■ YOUR TASK
Could the lines from the start of the data through the line with "bias will form!</text>" be set down exactly, with no pictures among them?

■ AVAILABLE DATA
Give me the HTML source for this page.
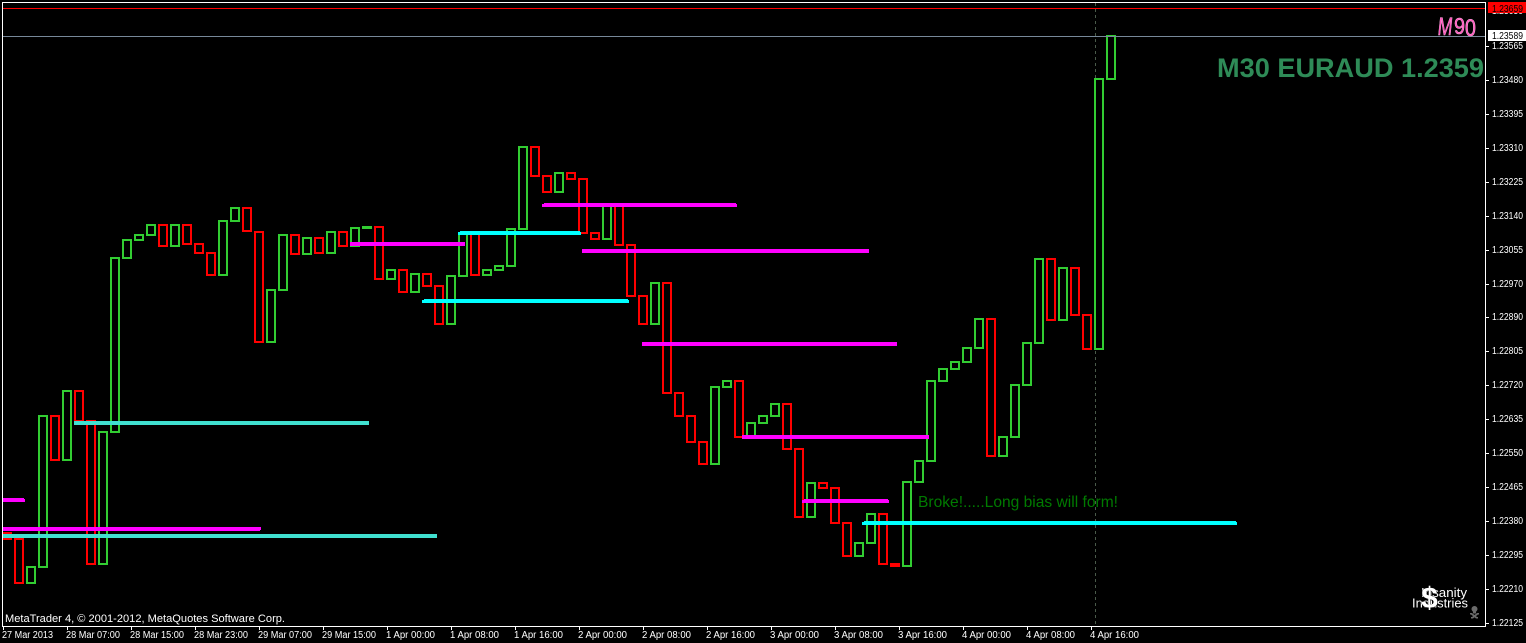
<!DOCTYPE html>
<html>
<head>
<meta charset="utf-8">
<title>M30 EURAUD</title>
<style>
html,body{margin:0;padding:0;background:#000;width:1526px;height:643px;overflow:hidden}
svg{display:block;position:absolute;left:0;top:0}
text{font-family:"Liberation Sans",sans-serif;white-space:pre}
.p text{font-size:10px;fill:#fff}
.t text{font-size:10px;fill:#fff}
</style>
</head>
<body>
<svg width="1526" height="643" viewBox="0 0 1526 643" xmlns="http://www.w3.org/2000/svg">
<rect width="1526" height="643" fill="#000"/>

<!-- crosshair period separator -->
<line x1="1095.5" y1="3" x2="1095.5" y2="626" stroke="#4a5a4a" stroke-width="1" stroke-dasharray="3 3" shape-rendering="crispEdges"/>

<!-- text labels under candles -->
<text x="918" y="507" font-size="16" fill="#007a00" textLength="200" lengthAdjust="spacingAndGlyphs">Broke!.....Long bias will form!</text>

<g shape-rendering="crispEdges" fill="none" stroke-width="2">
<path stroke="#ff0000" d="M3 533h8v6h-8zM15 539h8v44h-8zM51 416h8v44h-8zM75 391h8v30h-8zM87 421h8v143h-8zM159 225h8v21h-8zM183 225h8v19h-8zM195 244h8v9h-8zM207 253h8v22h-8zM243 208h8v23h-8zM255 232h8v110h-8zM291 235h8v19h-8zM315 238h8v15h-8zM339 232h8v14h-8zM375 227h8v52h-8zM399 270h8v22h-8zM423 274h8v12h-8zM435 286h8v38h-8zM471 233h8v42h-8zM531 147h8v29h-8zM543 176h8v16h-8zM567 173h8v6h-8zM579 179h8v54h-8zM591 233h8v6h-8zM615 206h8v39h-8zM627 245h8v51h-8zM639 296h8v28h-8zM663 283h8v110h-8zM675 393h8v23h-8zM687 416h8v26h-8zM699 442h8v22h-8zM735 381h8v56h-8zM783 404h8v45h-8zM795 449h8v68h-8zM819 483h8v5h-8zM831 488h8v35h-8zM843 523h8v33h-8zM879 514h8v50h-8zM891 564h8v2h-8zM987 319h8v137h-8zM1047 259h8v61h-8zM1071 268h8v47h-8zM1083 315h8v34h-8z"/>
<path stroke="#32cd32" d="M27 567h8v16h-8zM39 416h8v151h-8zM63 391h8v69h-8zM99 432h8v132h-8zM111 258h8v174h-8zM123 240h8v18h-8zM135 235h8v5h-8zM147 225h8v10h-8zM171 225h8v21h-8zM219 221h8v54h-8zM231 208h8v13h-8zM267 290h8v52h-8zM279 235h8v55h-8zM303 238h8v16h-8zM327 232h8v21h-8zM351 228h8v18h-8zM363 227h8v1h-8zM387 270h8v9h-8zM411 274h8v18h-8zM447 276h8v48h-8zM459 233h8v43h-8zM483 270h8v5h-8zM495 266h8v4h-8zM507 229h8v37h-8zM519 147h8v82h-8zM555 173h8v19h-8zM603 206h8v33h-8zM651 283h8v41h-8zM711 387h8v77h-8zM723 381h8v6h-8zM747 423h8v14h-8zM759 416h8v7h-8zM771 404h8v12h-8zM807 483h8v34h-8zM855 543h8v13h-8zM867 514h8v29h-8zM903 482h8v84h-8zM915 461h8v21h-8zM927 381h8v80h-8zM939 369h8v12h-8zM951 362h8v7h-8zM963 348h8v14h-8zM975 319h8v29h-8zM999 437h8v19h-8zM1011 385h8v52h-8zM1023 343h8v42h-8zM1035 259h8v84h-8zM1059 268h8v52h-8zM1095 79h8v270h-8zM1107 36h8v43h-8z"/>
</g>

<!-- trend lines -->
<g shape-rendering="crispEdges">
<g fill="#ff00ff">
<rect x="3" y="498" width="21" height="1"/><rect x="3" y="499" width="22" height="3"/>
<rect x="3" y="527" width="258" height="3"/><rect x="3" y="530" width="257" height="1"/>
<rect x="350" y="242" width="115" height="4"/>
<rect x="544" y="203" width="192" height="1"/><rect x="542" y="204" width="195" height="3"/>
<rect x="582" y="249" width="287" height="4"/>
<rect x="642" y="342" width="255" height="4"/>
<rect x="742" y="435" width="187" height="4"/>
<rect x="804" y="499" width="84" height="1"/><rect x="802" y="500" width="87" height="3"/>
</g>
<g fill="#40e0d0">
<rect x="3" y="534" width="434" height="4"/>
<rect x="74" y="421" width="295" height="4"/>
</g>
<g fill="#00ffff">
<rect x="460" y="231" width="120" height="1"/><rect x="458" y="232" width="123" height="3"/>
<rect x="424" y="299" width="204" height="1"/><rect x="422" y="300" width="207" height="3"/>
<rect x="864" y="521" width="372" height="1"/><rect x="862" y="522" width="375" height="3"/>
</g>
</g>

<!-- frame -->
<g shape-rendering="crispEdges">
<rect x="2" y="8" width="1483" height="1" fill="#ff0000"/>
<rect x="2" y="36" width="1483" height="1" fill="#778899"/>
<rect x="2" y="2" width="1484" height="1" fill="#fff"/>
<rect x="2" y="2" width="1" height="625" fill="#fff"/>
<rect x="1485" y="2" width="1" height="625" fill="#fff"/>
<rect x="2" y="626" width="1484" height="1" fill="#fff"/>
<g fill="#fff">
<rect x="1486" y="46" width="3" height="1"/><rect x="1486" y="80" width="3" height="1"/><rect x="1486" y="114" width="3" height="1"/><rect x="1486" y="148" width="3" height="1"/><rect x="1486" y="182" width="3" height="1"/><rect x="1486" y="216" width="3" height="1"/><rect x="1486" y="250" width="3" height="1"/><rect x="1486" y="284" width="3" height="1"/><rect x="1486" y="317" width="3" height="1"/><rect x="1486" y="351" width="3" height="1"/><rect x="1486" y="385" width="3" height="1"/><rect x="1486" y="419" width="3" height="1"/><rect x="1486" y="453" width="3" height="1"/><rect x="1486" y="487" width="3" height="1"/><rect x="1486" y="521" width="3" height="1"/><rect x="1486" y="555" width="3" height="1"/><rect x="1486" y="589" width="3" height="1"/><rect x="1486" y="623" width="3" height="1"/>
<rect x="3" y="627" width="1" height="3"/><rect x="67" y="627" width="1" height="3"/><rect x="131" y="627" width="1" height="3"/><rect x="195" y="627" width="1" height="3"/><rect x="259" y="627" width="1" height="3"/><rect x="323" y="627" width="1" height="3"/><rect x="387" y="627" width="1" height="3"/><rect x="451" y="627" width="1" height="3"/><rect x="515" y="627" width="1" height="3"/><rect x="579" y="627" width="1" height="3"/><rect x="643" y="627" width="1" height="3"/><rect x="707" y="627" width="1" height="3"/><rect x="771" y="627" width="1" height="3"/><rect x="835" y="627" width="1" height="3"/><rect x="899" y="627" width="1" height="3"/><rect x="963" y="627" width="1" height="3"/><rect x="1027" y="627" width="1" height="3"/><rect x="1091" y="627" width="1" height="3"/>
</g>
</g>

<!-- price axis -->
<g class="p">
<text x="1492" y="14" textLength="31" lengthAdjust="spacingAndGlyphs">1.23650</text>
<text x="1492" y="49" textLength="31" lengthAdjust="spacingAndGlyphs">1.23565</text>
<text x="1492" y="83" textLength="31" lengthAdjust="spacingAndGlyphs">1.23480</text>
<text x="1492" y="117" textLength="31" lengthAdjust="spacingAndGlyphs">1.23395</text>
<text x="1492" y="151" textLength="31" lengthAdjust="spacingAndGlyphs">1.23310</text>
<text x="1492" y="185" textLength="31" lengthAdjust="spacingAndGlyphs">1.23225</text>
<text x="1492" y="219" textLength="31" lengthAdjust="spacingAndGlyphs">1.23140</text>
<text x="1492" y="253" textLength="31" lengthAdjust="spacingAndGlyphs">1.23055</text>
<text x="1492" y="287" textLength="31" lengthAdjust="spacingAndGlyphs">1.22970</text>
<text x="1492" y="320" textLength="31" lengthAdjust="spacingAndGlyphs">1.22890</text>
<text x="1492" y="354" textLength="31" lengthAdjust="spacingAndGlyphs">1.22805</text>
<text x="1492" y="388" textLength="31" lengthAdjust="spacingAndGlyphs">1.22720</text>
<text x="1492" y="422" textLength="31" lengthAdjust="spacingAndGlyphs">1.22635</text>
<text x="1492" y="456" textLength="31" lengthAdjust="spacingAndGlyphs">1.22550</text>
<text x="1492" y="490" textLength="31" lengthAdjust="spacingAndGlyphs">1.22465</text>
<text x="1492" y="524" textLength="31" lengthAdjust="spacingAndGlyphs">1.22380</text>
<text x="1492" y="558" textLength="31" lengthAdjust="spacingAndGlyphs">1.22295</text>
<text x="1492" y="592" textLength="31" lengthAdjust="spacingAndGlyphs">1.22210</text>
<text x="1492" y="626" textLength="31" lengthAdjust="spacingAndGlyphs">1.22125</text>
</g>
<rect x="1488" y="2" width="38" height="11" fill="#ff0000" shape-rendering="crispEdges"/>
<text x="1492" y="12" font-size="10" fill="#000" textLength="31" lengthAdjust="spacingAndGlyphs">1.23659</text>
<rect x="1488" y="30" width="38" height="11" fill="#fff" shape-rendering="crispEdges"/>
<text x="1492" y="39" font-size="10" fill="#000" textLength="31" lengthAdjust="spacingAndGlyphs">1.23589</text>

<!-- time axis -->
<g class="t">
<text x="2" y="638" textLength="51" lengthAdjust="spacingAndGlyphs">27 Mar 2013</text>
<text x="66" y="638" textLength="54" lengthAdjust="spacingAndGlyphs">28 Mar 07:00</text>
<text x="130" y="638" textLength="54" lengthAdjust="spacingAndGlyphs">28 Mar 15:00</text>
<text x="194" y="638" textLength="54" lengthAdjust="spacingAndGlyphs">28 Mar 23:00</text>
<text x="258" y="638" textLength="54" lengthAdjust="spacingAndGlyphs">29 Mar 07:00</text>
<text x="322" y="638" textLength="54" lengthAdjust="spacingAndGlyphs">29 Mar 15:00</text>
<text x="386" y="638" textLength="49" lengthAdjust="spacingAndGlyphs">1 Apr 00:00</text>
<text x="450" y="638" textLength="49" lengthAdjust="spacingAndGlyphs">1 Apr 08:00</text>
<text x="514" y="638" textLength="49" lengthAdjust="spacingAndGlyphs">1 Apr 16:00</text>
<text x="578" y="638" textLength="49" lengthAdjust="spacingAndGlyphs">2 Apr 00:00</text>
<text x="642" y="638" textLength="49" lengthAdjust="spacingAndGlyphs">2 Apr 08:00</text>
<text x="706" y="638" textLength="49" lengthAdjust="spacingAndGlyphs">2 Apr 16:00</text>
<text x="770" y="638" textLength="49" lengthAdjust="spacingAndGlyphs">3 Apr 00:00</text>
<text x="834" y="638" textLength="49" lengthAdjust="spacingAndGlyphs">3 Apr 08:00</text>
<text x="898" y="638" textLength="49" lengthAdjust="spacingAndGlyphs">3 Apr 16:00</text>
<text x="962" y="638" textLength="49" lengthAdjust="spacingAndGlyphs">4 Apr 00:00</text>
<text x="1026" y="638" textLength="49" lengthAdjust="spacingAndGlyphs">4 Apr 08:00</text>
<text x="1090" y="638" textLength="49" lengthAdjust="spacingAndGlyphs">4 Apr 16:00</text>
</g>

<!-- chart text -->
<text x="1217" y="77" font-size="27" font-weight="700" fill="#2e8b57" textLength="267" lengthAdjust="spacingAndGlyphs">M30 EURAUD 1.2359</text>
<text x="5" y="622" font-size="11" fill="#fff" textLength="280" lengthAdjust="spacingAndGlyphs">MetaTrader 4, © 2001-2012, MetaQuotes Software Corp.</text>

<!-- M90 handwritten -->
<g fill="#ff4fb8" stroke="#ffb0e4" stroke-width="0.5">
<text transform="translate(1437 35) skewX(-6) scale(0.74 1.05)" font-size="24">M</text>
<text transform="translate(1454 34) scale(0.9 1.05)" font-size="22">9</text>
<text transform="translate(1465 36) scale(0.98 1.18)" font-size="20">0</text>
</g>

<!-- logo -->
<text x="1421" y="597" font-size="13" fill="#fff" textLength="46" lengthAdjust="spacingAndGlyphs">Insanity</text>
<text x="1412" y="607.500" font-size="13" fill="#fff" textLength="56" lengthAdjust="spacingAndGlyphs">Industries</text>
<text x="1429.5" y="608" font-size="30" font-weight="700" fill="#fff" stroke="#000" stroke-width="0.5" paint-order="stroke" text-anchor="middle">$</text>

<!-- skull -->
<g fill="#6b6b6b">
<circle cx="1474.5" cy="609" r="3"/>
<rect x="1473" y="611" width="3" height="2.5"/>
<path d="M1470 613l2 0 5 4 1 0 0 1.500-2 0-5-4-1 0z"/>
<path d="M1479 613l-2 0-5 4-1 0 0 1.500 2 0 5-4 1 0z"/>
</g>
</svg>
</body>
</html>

■ WORKED ANSWER
Give me the HTML source for this page.
<!DOCTYPE html>
<html>
<head>
<meta charset="utf-8">
<title>M30 EURAUD</title>
<style>
html,body{margin:0;padding:0;background:#000;width:1526px;height:643px;overflow:hidden}
svg{display:block;position:absolute;left:0;top:0}
text{font-family:"Liberation Sans",sans-serif;white-space:pre}
.p text{font-size:10px;fill:#fff}
.t text{font-size:10px;fill:#fff}
</style>
</head>
<body>
<svg width="1526" height="643" viewBox="0 0 1526 643" xmlns="http://www.w3.org/2000/svg">
<rect width="1526" height="643" fill="#000"/>

<!-- crosshair period separator -->
<line x1="1095.5" y1="3" x2="1095.5" y2="626" stroke="#4a5a4a" stroke-width="1" stroke-dasharray="3 3" shape-rendering="crispEdges"/>

<!-- text labels under candles -->
<text x="918" y="507" font-size="16" fill="#007a00" textLength="200" lengthAdjust="spacingAndGlyphs">Broke!.....Long bias will form!</text>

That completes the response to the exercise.